- _Aim of the task_: Below is a block of records; reproduce all of them exactly and leave out any pictures.
Supplied data start
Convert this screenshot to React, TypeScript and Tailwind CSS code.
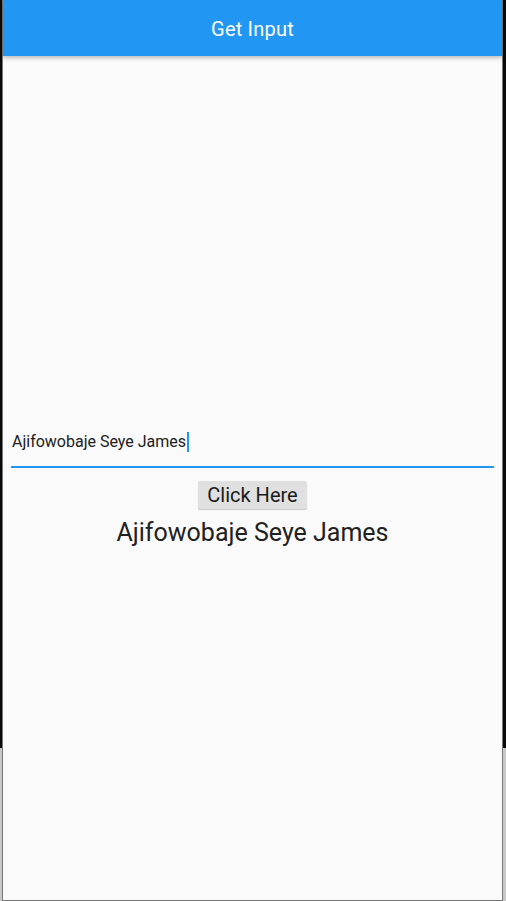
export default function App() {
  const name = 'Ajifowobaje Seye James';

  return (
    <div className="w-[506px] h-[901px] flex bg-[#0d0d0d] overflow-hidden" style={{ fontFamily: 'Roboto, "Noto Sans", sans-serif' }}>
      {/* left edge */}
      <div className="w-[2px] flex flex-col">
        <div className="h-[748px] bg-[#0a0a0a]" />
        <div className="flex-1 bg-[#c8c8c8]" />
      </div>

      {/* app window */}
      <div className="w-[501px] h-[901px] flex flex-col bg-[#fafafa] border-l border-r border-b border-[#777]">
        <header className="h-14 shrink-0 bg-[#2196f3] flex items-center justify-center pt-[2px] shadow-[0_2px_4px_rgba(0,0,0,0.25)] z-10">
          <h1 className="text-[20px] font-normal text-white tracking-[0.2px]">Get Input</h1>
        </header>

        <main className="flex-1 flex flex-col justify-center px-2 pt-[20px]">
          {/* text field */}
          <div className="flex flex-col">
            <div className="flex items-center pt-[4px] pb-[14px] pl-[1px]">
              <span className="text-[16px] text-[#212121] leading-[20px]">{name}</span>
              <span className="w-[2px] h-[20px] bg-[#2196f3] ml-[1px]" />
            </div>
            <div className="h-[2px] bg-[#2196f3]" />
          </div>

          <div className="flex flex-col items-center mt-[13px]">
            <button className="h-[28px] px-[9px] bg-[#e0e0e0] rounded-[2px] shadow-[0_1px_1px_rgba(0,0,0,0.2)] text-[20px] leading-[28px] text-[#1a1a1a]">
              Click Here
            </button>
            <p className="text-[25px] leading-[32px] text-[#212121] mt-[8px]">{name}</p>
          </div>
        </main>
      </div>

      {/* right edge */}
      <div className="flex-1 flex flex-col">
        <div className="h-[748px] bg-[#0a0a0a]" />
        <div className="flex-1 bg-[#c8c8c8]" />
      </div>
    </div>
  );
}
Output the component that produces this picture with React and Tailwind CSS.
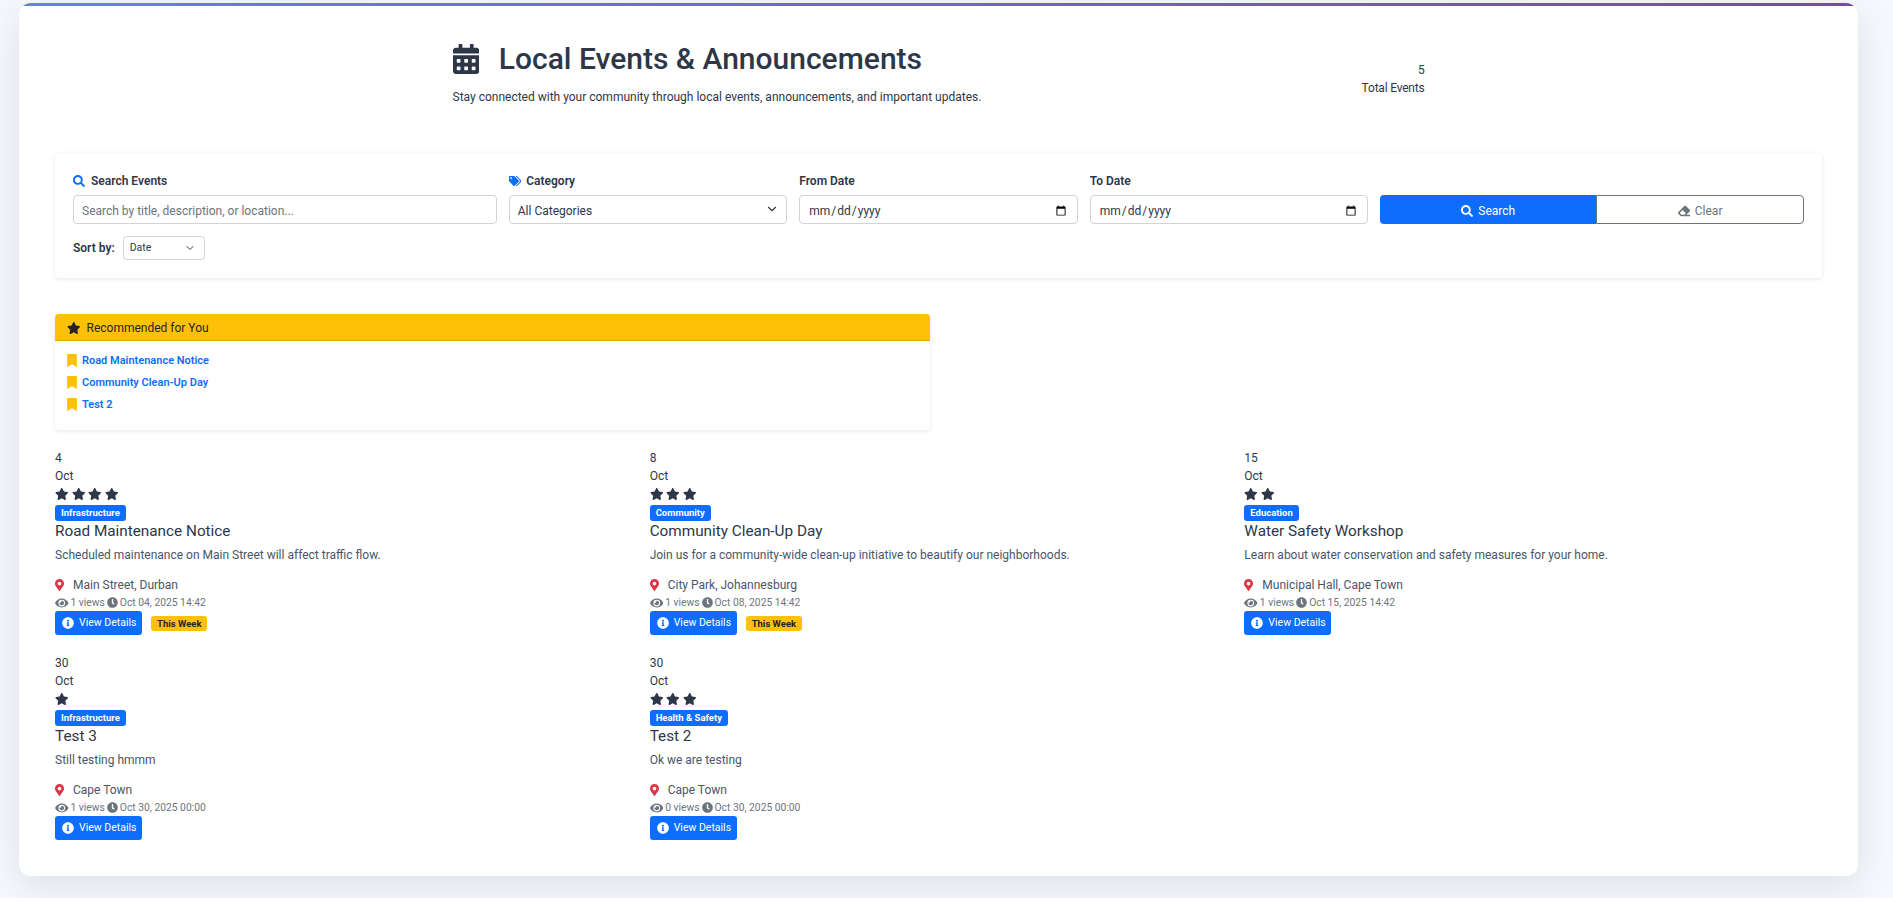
Supplied data end
- _Expected output_:
Convert this screenshot to React, TypeScript and Tailwind CSS code.
export default function App() {
  const name = 'Ajifowobaje Seye James';

  return (
    <div className="w-[506px] h-[901px] flex bg-[#0d0d0d] overflow-hidden" style={{ fontFamily: 'Roboto, "Noto Sans", sans-serif' }}>
      {/* left edge */}
      <div className="w-[2px] flex flex-col">
        <div className="h-[748px] bg-[#0a0a0a]" />
        <div className="flex-1 bg-[#c8c8c8]" />
      </div>

      {/* app window */}
      <div className="w-[501px] h-[901px] flex flex-col bg-[#fafafa] border-l border-r border-b border-[#777]">
        <header className="h-14 shrink-0 bg-[#2196f3] flex items-center justify-center pt-[2px] shadow-[0_2px_4px_rgba(0,0,0,0.25)] z-10">
          <h1 className="text-[20px] font-normal text-white tracking-[0.2px]">Get Input</h1>
        </header>

        <main className="flex-1 flex flex-col justify-center px-2 pt-[20px]">
          {/* text field */}
          <div className="flex flex-col">
            <div className="flex items-center pt-[4px] pb-[14px] pl-[1px]">
              <span className="text-[16px] text-[#212121] leading-[20px]">{name}</span>
              <span className="w-[2px] h-[20px] bg-[#2196f3] ml-[1px]" />
            </div>
            <div className="h-[2px] bg-[#2196f3]" />
          </div>

          <div className="flex flex-col items-center mt-[13px]">
            <button className="h-[28px] px-[9px] bg-[#e0e0e0] rounded-[2px] shadow-[0_1px_1px_rgba(0,0,0,0.2)] text-[20px] leading-[28px] text-[#1a1a1a]">
              Click Here
            </button>
            <p className="text-[25px] leading-[32px] text-[#212121] mt-[8px]">{name}</p>
          </div>
        </main>
      </div>

      {/* right edge */}
      <div className="flex-1 flex flex-col">
        <div className="h-[748px] bg-[#0a0a0a]" />
        <div className="flex-1 bg-[#c8c8c8]" />
      </div>
    </div>
  );
}
Output the component that produces this picture with React and Tailwind CSS.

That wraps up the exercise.